* start Materials provided *

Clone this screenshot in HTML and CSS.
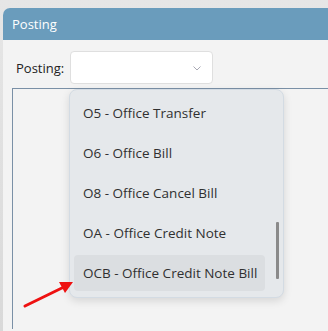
FILE: index.html
```html
<!DOCTYPE html>
<html lang="en">
<head>
    <meta charset="UTF-8">
    <title>Posting</title>
    <link rel="stylesheet" href="styles.css">
</head>
<body>
    <div class="window">
        <!-- 標題列 -->
        <div class="window-title">Posting</div>

        <div class="window-body">
            <div class="field-row">
                <label class="field-label">Posting:</label>
                <div class="select-box">
                    <svg class="chevron" width="8" height="5" viewBox="0 0 8 5">
                        <path d="M0.5 0.5 L4 4 L7.5 0.5" fill="none" stroke="#a9a9b4" stroke-width="1"/>
                    </svg>
                </div>
            </div>
            <div class="panel"></div>
        </div>

        <!-- 下拉選單 -->
        <div class="dropdown">
            <div class="option">O5 - Office Transfer</div>
            <div class="option">O6 - Office Bill</div>
            <div class="option">O8 - Office Cancel Bill</div>
            <div class="option">OA - Office Credit Note</div>
            <div class="option selected">OCB - Office Credit Note Bill</div>
            <div class="scroll-thumb"></div>
        </div>

        <!-- 紅色箭頭 -->
        <svg class="red-arrow" width="60" height="40" viewBox="0 0 60 40">
            <line x1="3" y1="30" x2="44" y2="10" stroke="#ee1111" stroke-width="3" stroke-linecap="round"/>
            <polygon points="51,6 37,6 43,17" fill="#ee1111"/>
        </svg>
    </div>
</body>
</html>
```

FILE: styles.css
```css
body {
    margin: 0;
    padding: 0;
    background: linear-gradient(#e6e6e6, #d9d9d9);
    font-family: "Open Sans", "Noto Sans", sans-serif;
    height: 331px;
    overflow: hidden;
}

/* 視窗 */
.window {
    position: relative;
    margin: 8px 0 0 3px;
    height: 323px;
    background-color: #f3f3f3;
    border-radius: 7px 0 0 0;
    overflow: hidden;
}

.window-title {
    height: 32px;
    background-color: #6a9cbc;
    color: #ffffff;
    font-size: 13px;
    line-height: 32px;
    padding-left: 9px;
}

.window-body {
    padding: 11px 0 0 9px;
}

.field-row {
    display: flex;
    align-items: center;
    gap: 6px;
    padding-left: 4px;
}

.field-label {
    font-size: 13px;
    color: #222222;
}

.select-box {
    width: 143px;
    height: 33px;
    box-sizing: border-box;
    background-color: #ffffff;
    border: 1px solid #dfdfdf;
    border-radius: 4px;
    display: flex;
    align-items: center;
    justify-content: flex-end;
    padding-right: 11px;
}

.chevron {
    margin-top: 2px;
}

.panel {
    margin-top: 4px;
    height: 240px;
    border-top: 1px solid #7a90a6;
    border-left: 1px solid #7a90a6;
}

/* 下拉選單 */
.dropdown {
    position: absolute;
    left: 66px;
    top: 81px;
    width: 215px;
    height: 209px;
    box-sizing: border-box;
    background-color: #e5e8eb;
    border: 1px solid #d3dbe3;
    border-radius: 8px;
    box-shadow: 0 3px 8px rgba(0, 0, 0, 0.12);
    padding: 3px 18px 0 4px;
    display: flex;
    flex-direction: column;
}

.option {
    height: 40px;
    line-height: 40px;
    padding-left: 9px;
    font-size: 13.5px;
    color: #303030;
    border-radius: 4px;
}

.option.selected {
    background-color: #dbdee1;
    height: 36px;
    line-height: 36px;
    margin-top: 2px;
}

.scroll-thumb {
    position: absolute;
    left: 206px;
    top: 132px;
    width: 3px;
    height: 57px;
    background-color: #8a8a8a;
    border-radius: 1px;
}

.red-arrow {
    position: absolute;
    left: 19px;
    top: 268px;
}
```
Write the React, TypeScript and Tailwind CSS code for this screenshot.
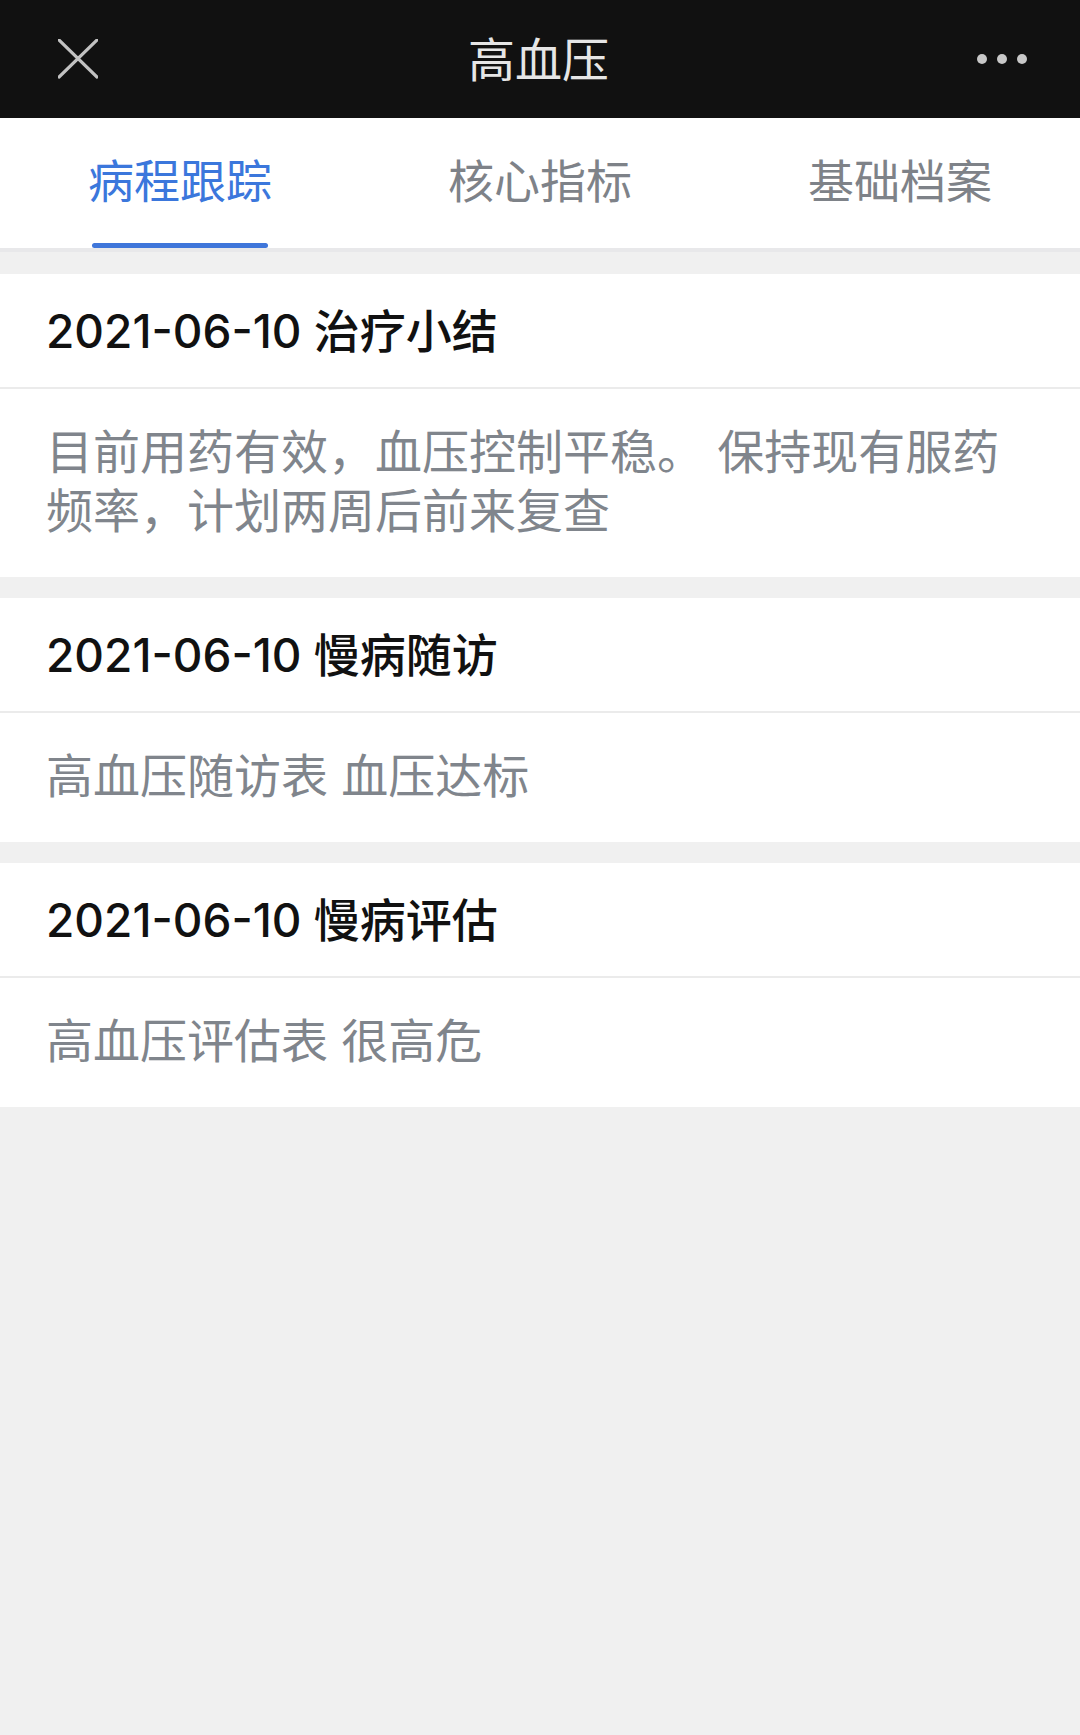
import React from "react";

const FONT = { fontFamily: 'Inter, "Noto Sans CJK SC", sans-serif' };

type Entry = { title: string; body: string };

const entries: Entry[] = [
  { title: "2021-06-10 治疗小结", body: "目前用药有效，血压控制平稳。 保持现有服药频率，计划两周后前来复查" },
  { title: "2021-06-10 慢病随访", body: "高血压随访表 血压达标" },
  { title: "2021-06-10 慢病评估", body: "高血压评估表 很高危" },
];

const tabs = ["病程跟踪", "核心指标", "基础档案"];

export default function App() {
  return (
    <div className="w-[1080px] min-h-[1735px] bg-[#f0f0f0]" style={FONT}>
      {/* Header */}
      <div className="h-[118px] bg-[#111111] flex items-center justify-between pl-[58px] pr-[53px]">
        <svg width="40" height="40" viewBox="0 0 40 40" className="shrink-0">
          <path d="M1 1 L39 38 M39 1 L1 38" stroke="#c2c2c2" strokeWidth="3.2" strokeLinecap="round" />
        </svg>
        <div className="text-[47px] leading-none text-[#e6e6e6] translate-x-[1px]">高血压</div>
        <div className="flex items-center gap-[10px]">
          <span className="w-[10px] h-[10px] rounded-full bg-[#c8c8c8]" />
          <span className="w-[10px] h-[10px] rounded-full bg-[#c8c8c8]" />
          <span className="w-[10px] h-[10px] rounded-full bg-[#c8c8c8]" />
        </div>
      </div>

      {/* Tabs */}
      <div className="bg-white flex h-[134px] border-b-[4px] border-[#e8e8ea]">
        {tabs.map((t, i) => (
          <div key={t} className="flex-1 flex flex-col items-center">
            <div
              className={
                "flex-1 flex items-center text-[46px] leading-none pt-[1px] " +
                (i === 0 ? "text-[#3b77dc]" : "text-[#7e8288]")
              }
            >
              {t}
            </div>
            <div className={"h-[5px] w-[176px] rounded-full " + (i === 0 ? "bg-[#3f76da]" : "bg-transparent")} />
          </div>
        ))}
      </div>

      {/* Cards */}
      <div className="flex flex-col gap-[21px] pt-[22px]">
        {entries.map((e) => (
          <div key={e.title + e.body} className="bg-white">
            <div className="h-[115px] flex items-center pl-[46px] border-b-2 border-[#ebebeb]">
              <span className="text-[46px] leading-none font-medium text-[#111111]">{e.title}</span>
            </div>
            <div className="pl-[46px] pr-[40px] pt-[33px] pb-[37px] text-[47px] leading-[59px] text-[#80858c]">
              {e.body}
            </div>
          </div>
        ))}
      </div>
    </div>
  );
}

* end Materials provided *

Repeat the records above exactly, omitting every picture.

Clone this screenshot in HTML and CSS.
FILE: index.html
```html
<!DOCTYPE html>
<html lang="en">
<head>
    <meta charset="UTF-8">
    <title>Posting</title>
    <link rel="stylesheet" href="styles.css">
</head>
<body>
    <div class="window">
        <!-- 標題列 -->
        <div class="window-title">Posting</div>

        <div class="window-body">
            <div class="field-row">
                <label class="field-label">Posting:</label>
                <div class="select-box">
                    <svg class="chevron" width="8" height="5" viewBox="0 0 8 5">
                        <path d="M0.5 0.5 L4 4 L7.5 0.5" fill="none" stroke="#a9a9b4" stroke-width="1"/>
                    </svg>
                </div>
            </div>
            <div class="panel"></div>
        </div>

        <!-- 下拉選單 -->
        <div class="dropdown">
            <div class="option">O5 - Office Transfer</div>
            <div class="option">O6 - Office Bill</div>
            <div class="option">O8 - Office Cancel Bill</div>
            <div class="option">OA - Office Credit Note</div>
            <div class="option selected">OCB - Office Credit Note Bill</div>
            <div class="scroll-thumb"></div>
        </div>

        <!-- 紅色箭頭 -->
        <svg class="red-arrow" width="60" height="40" viewBox="0 0 60 40">
            <line x1="3" y1="30" x2="44" y2="10" stroke="#ee1111" stroke-width="3" stroke-linecap="round"/>
            <polygon points="51,6 37,6 43,17" fill="#ee1111"/>
        </svg>
    </div>
</body>
</html>
```

FILE: styles.css
```css
body {
    margin: 0;
    padding: 0;
    background: linear-gradient(#e6e6e6, #d9d9d9);
    font-family: "Open Sans", "Noto Sans", sans-serif;
    height: 331px;
    overflow: hidden;
}

/* 視窗 */
.window {
    position: relative;
    margin: 8px 0 0 3px;
    height: 323px;
    background-color: #f3f3f3;
    border-radius: 7px 0 0 0;
    overflow: hidden;
}

.window-title {
    height: 32px;
    background-color: #6a9cbc;
    color: #ffffff;
    font-size: 13px;
    line-height: 32px;
    padding-left: 9px;
}

.window-body {
    padding: 11px 0 0 9px;
}

.field-row {
    display: flex;
    align-items: center;
    gap: 6px;
    padding-left: 4px;
}

.field-label {
    font-size: 13px;
    color: #222222;
}

.select-box {
    width: 143px;
    height: 33px;
    box-sizing: border-box;
    background-color: #ffffff;
    border: 1px solid #dfdfdf;
    border-radius: 4px;
    display: flex;
    align-items: center;
    justify-content: flex-end;
    padding-right: 11px;
}

.chevron {
    margin-top: 2px;
}

.panel {
    margin-top: 4px;
    height: 240px;
    border-top: 1px solid #7a90a6;
    border-left: 1px solid #7a90a6;
}

/* 下拉選單 */
.dropdown {
    position: absolute;
    left: 66px;
    top: 81px;
    width: 215px;
    height: 209px;
    box-sizing: border-box;
    background-color: #e5e8eb;
    border: 1px solid #d3dbe3;
    border-radius: 8px;
    box-shadow: 0 3px 8px rgba(0, 0, 0, 0.12);
    padding: 3px 18px 0 4px;
    display: flex;
    flex-direction: column;
}

.option {
    height: 40px;
    line-height: 40px;
    padding-left: 9px;
    font-size: 13.5px;
    color: #303030;
    border-radius: 4px;
}

.option.selected {
    background-color: #dbdee1;
    height: 36px;
    line-height: 36px;
    margin-top: 2px;
}

.scroll-thumb {
    position: absolute;
    left: 206px;
    top: 132px;
    width: 3px;
    height: 57px;
    background-color: #8a8a8a;
    border-radius: 1px;
}

.red-arrow {
    position: absolute;
    left: 19px;
    top: 268px;
}
```
Write the React, TypeScript and Tailwind CSS code for this screenshot.
import React from "react";

const FONT = { fontFamily: 'Inter, "Noto Sans CJK SC", sans-serif' };

type Entry = { title: string; body: string };

const entries: Entry[] = [
  { title: "2021-06-10 治疗小结", body: "目前用药有效，血压控制平稳。 保持现有服药频率，计划两周后前来复查" },
  { title: "2021-06-10 慢病随访", body: "高血压随访表 血压达标" },
  { title: "2021-06-10 慢病评估", body: "高血压评估表 很高危" },
];

const tabs = ["病程跟踪", "核心指标", "基础档案"];

export default function App() {
  return (
    <div className="w-[1080px] min-h-[1735px] bg-[#f0f0f0]" style={FONT}>
      {/* Header */}
      <div className="h-[118px] bg-[#111111] flex items-center justify-between pl-[58px] pr-[53px]">
        <svg width="40" height="40" viewBox="0 0 40 40" className="shrink-0">
          <path d="M1 1 L39 38 M39 1 L1 38" stroke="#c2c2c2" strokeWidth="3.2" strokeLinecap="round" />
        </svg>
        <div className="text-[47px] leading-none text-[#e6e6e6] translate-x-[1px]">高血压</div>
        <div className="flex items-center gap-[10px]">
          <span className="w-[10px] h-[10px] rounded-full bg-[#c8c8c8]" />
          <span className="w-[10px] h-[10px] rounded-full bg-[#c8c8c8]" />
          <span className="w-[10px] h-[10px] rounded-full bg-[#c8c8c8]" />
        </div>
      </div>

      {/* Tabs */}
      <div className="bg-white flex h-[134px] border-b-[4px] border-[#e8e8ea]">
        {tabs.map((t, i) => (
          <div key={t} className="flex-1 flex flex-col items-center">
            <div
              className={
                "flex-1 flex items-center text-[46px] leading-none pt-[1px] " +
                (i === 0 ? "text-[#3b77dc]" : "text-[#7e8288]")
              }
            >
              {t}
            </div>
            <div className={"h-[5px] w-[176px] rounded-full " + (i === 0 ? "bg-[#3f76da]" : "bg-transparent")} />
          </div>
        ))}
      </div>

      {/* Cards */}
      <div className="flex flex-col gap-[21px] pt-[22px]">
        {entries.map((e) => (
          <div key={e.title + e.body} className="bg-white">
            <div className="h-[115px] flex items-center pl-[46px] border-b-2 border-[#ebebeb]">
              <span className="text-[46px] leading-none font-medium text-[#111111]">{e.title}</span>
            </div>
            <div className="pl-[46px] pr-[40px] pt-[33px] pb-[37px] text-[47px] leading-[59px] text-[#80858c]">
              {e.body}
            </div>
          </div>
        ))}
      </div>
    </div>
  );
}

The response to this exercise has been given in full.